-- Start --

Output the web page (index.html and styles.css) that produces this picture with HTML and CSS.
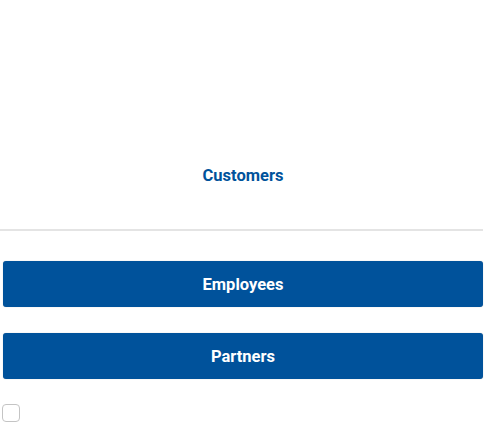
FILE: index.html
```html
<!DOCTYPE html>
<html>
<head>
<meta charset="utf-8">
<link rel="stylesheet" href="styles.css">
</head>
<body>
<div class="page">
  <button class="btn btn-link">Customers</button>
  <div class="divider"></div>
  <button class="btn btn-primary">Employees</button>
  <button class="btn btn-primary">Partners</button>
  <label class="check"><input type="checkbox" class="check-input"><span class="check-box"></span></label>
</div>
</body>
</html>
```
FILE: styles.css
```css
html, body {
  margin: 0;
  padding: 0;
  background: #ffffff;
}
.page {
  display: flex;
  flex-direction: column;
  width: 484px;
  padding-top: 152px;
  font-family: Roboto, "Noto Sans", sans-serif;
}
.btn {
  height: 46px;
  border: 0;
  margin: 0 1px 0 3px;
  font-family: inherit;
  font-size: 16.5px;
  font-weight: 700;
  border-radius: 3px;
  padding: 0;
}
.btn-link {
  background: transparent;
  color: #00529b;
}
.btn-primary {
  background: #00529b;
  color: #ffffff;
  box-shadow: 0 0 1px rgba(0,0,0,0.3);
}
.divider {
  height: 2px;
  background: #e4e4e4;
  margin: 31px 1px 30px 0;
}
.btn-primary + .btn-primary {
  margin-top: 26px;
}
.check {
  display: flex;
  margin: 25px 0 0 2px;
}
.check-input {
  display: none;
}
.check-box {
  width: 16px;
  height: 16px;
  border: 1px solid #c4c4c4;
  border-radius: 4px;
  background: #fff;
}
```
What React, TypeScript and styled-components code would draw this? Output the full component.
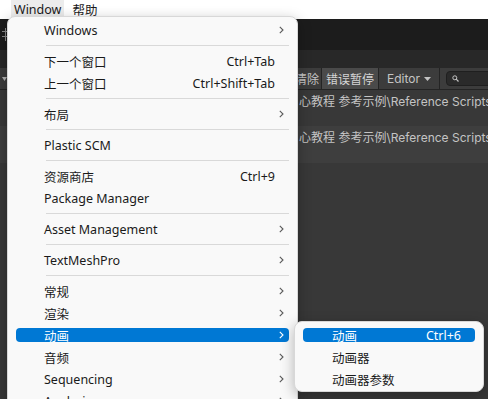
import React from 'react';
import styled, { createGlobalStyle } from 'styled-components';

const Global = createGlobalStyle`
  html, body { margin: 0; padding: 0; background: #383838; }
  body { width: 488px; height: 399px; overflow: hidden; }
  #root { width: 488px; height: 399px; }
`;

const Screen = styled.div`
  position: relative;
  width: 488px;
  height: 399px;
  overflow: hidden;
  display: flex;
  flex-direction: column;
  background: #383838;
`;

/* ---------- top menu bar ---------- */
const MenuBar = styled.div`
  flex: 0 0 16px;
  background: #ffffff;
  display: flex;
  align-items: stretch;
  padding-left: 11px;
  gap: 5px;
  font-family: "Noto Sans", "Noto Sans CJK SC", sans-serif;
  font-size: 12.5px;
  color: #1a1a1a;
`;

const MenuBarItem = styled.div<{ $open?: boolean }>`
  display: flex;
  align-items: center;
  padding: 0 3px;
  background: ${(p) => (p.$open ? '#ececec' : 'transparent')};
`;

/* ---------- dark editor behind ---------- */
const Editor = styled.div`
  flex: 1;
  display: flex;
  flex-direction: column;
  font-family: Inter, "Noto Sans CJK SC", sans-serif;
  font-size: 12px;
  color: #c4c4c4;
`;

const TabStrip = styled.div`
  flex: 0 0 31px;
  background: #1c1c1c;
  display: flex;
  align-items: center;
  padding-left: 2px;
`;

const TabHeader = styled.div`
  flex: 0 0 18px;
  background: #282828;
`;

const Toolbar = styled.div`
  flex: 0 0 21px;
  background: #3c3c3c;
  border-bottom: 1px solid #242424;
  display: flex;
  align-items: stretch;
`;

const DropArrow = styled.div`
  width: 10px;
  display: flex;
  align-items: center;
  padding-left: 2px;
`;

const Spacer = styled.div`
  flex: 1;
`;

const ToolButton = styled.div<{ $w: number; $on?: boolean; $end?: boolean }>`
  flex: 0 0 ${(p) => p.$w}px;
  box-sizing: border-box;
  display: flex;
  align-items: center;
  justify-content: ${(p) => (p.$end ? 'flex-end' : 'center')};
  padding-right: ${(p) => (p.$end ? '2px' : '0')};
  gap: 4px;
  border-right: 1px solid #242424;
  background: ${(p) => (p.$on ? '#4a4a4a' : 'transparent')};
  color: ${(p) => (p.$on ? '#d4d4d4' : '#c4c4c4')};
  white-space: nowrap;
`;

const Search = styled.div`
  flex: 0 0 52px;
  margin: 3px -10px 3px 6px;
  box-sizing: border-box;
  border-radius: 4px;
  background: #2a2a2a;
  border: 1px solid #1f1f1f;
  display: flex;
  align-items: center;
  padding-left: 5px;
`;

const LogRow = styled.div<{ $alt?: boolean; $h: number }>`
  flex: 0 0 ${(p) => p.$h}px;
  box-sizing: border-box;
  background: ${(p) => (p.$alt ? '#3e3e3e' : '#383838')};
  padding: 5px 0 0 299px;
  line-height: 14px;
  white-space: nowrap;
  overflow: hidden;
`;

const Filler = styled.div`
  flex: 1;
  background: #383838;
`;

/* ---------- drop-down menus ---------- */
const Menu = styled.div<{ $left: number; $top: number; $width: number }>`
  position: absolute;
  left: ${(p) => p.$left}px;
  top: ${(p) => p.$top}px;
  width: ${(p) => p.$width}px;
  box-sizing: border-box;
  padding: 2px 0 1px;
  background: #f9f9f9;
  border: 1px solid #d8d8d8;
  border-radius: 8px;
  box-shadow: 0 4px 14px rgba(0, 0, 0, 0.28);
  font-family: "Noto Sans", "Noto Sans CJK SC", sans-serif;
  font-size: 12.5px;
  color: #1a1a1a;
`;

const Item = styled.div<{ $active?: boolean; $indent: number }>`
  position: relative;
  height: 22px;
  margin: 0 8px;
  padding-left: ${(p) => p.$indent}px;
  display: grid;
  grid-template-columns: 1fr auto 14px;
  align-items: center;
  white-space: nowrap;
  color: ${(p) => (p.$active ? '#ffffff' : 'inherit')};
  &::before {
    content: '';
    position: absolute;
    left: 0;
    right: 0;
    top: 4px;
    bottom: 4px;
    border-radius: 4px;
    background: ${(p) => (p.$active ? '#0078d4' : 'transparent')};
  }
  & > * {
    position: relative;
  }
`;

const Shortcut = styled.span`
  text-align: right;
`;

const Arrow = styled.span`
  display: flex;
  align-items: center;
  padding-left: 4px;
`;

const Separator = styled.div`
  height: 9px;
  margin: 0 8px 0 38px;
  display: flex;
  align-items: center;
  &::after {
    content: '';
    flex: 1;
    height: 1px;
    background: #d9d9d9;
  }
`;

type Entry =
  | { sep: true }
  | { label: string; shortcut?: string; sub?: boolean; active?: boolean };

const windowMenu: Entry[] = [
  { label: 'Windows', sub: true },
  { sep: true },
  { label: '下一个窗口', shortcut: 'Ctrl+Tab' },
  { label: '上一个窗口', shortcut: 'Ctrl+Shift+Tab' },
  { sep: true },
  { label: '布局', sub: true },
  { sep: true },
  { label: 'Plastic SCM' },
  { sep: true },
  { label: '资源商店', shortcut: 'Ctrl+9' },
  { label: 'Package Manager' },
  { sep: true },
  { label: 'Asset Management', sub: true },
  { sep: true },
  { label: 'TextMeshPro', sub: true },
  { sep: true },
  { label: '常规', sub: true },
  { label: '渲染', sub: true },
  { label: '动画', sub: true, active: true },
  { label: '音频', sub: true },
  { label: 'Sequencing', sub: true },
  { label: 'Analysis', sub: true },
];

const animMenu: Entry[] = [
  { label: '动画', shortcut: 'Ctrl+6', active: true },
  { label: '动画器' },
  { label: '动画器参数' },
];

const Chevron = ({ color }: { color: string }) => (
  <svg width="5" height="8" viewBox="0 0 5 8">
    <polyline points="0.8,0.8 4,4 0.8,7.2" fill="none" stroke={color} strokeWidth="1.1" />
  </svg>
);

const MenuList = ({ entries, indent }: { entries: Entry[]; indent: number }) => (
  <>
    {entries.map((e, i) =>
      'sep' in e ? (
        <Separator key={i} />
      ) : (
        <Item key={i} $active={e.active} $indent={indent}>
          <span>{e.label}</span>
          <Shortcut>{e.shortcut ?? ''}</Shortcut>
          <Arrow>{e.sub ? <Chevron color={e.active ? '#ffffff' : '#5a5a5a'} /> : null}</Arrow>
        </Item>
      )
    )}
  </>
);

export default function App() {
  return (
    <Screen>
      <Global />
      <MenuBar>
        <MenuBarItem $open>Window</MenuBarItem>
        <MenuBarItem>帮助</MenuBarItem>
      </MenuBar>
      <Editor>
        <TabStrip>
          <svg width="6" height="13" viewBox="0 0 6 13">
            <g stroke="#8a8a8a" strokeWidth="1" fill="none">
              <line x1="3.5" y1="0" x2="3.5" y2="13" />
              <line x1="0" y1="3.5" x2="6" y2="3.5" />
              <line x1="0" y1="8.5" x2="6" y2="8.5" />
            </g>
          </svg>
        </TabStrip>
        <TabHeader />
        <Toolbar>
          <DropArrow>
            <svg width="5" height="4" viewBox="0 0 5 4">
              <polygon points="0,0 5,0 2.5,4" fill="#b4b4b4" />
            </svg>
          </DropArrow>
          <Spacer />
          <ToolButton $w={40} $end>清除</ToolButton>
          <ToolButton $w={57} $on>错误暂停</ToolButton>
          <ToolButton $w={61}>
            Editor
            <svg width="7" height="4" viewBox="0 0 7 4">
              <polygon points="0,0 7,0 3.5,4" fill="#c4c4c4" />
            </svg>
          </ToolButton>
          <Search>
            <svg width="7" height="7" viewBox="0 0 7 7">
              <circle cx="2.8" cy="2.8" r="2" fill="none" stroke="#c4c4c4" strokeWidth="1" />
              <line x1="4.2" y1="4.2" x2="6.5" y2="6.5" stroke="#c4c4c4" strokeWidth="1.2" />
            </svg>
          </Search>
        </Toolbar>
        <LogRow $h={36}>心教程 参考示例\Reference Scripts\ScriptReference.cs</LogRow>
        <LogRow $h={37} $alt>心教程 参考示例\Reference Scripts\ScriptReference.cs</LogRow>
        <Filler />
      </Editor>

      <Menu $left={7} $top={16} $width={291}>
        <MenuList entries={windowMenu} indent={28} />
      </Menu>
      <Menu $left={294} $top={321} $width={190}>
        <MenuList entries={animMenu} indent={29} />
      </Menu>
    </Screen>
  );
}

-- End --

### To be done
From the entries above, copy each line holding "Output".

### Expected answer
Output the web page (index.html and styles.css) that produces this picture with HTML and CSS.
What React, TypeScript and styled-components code would draw this? Output the full component.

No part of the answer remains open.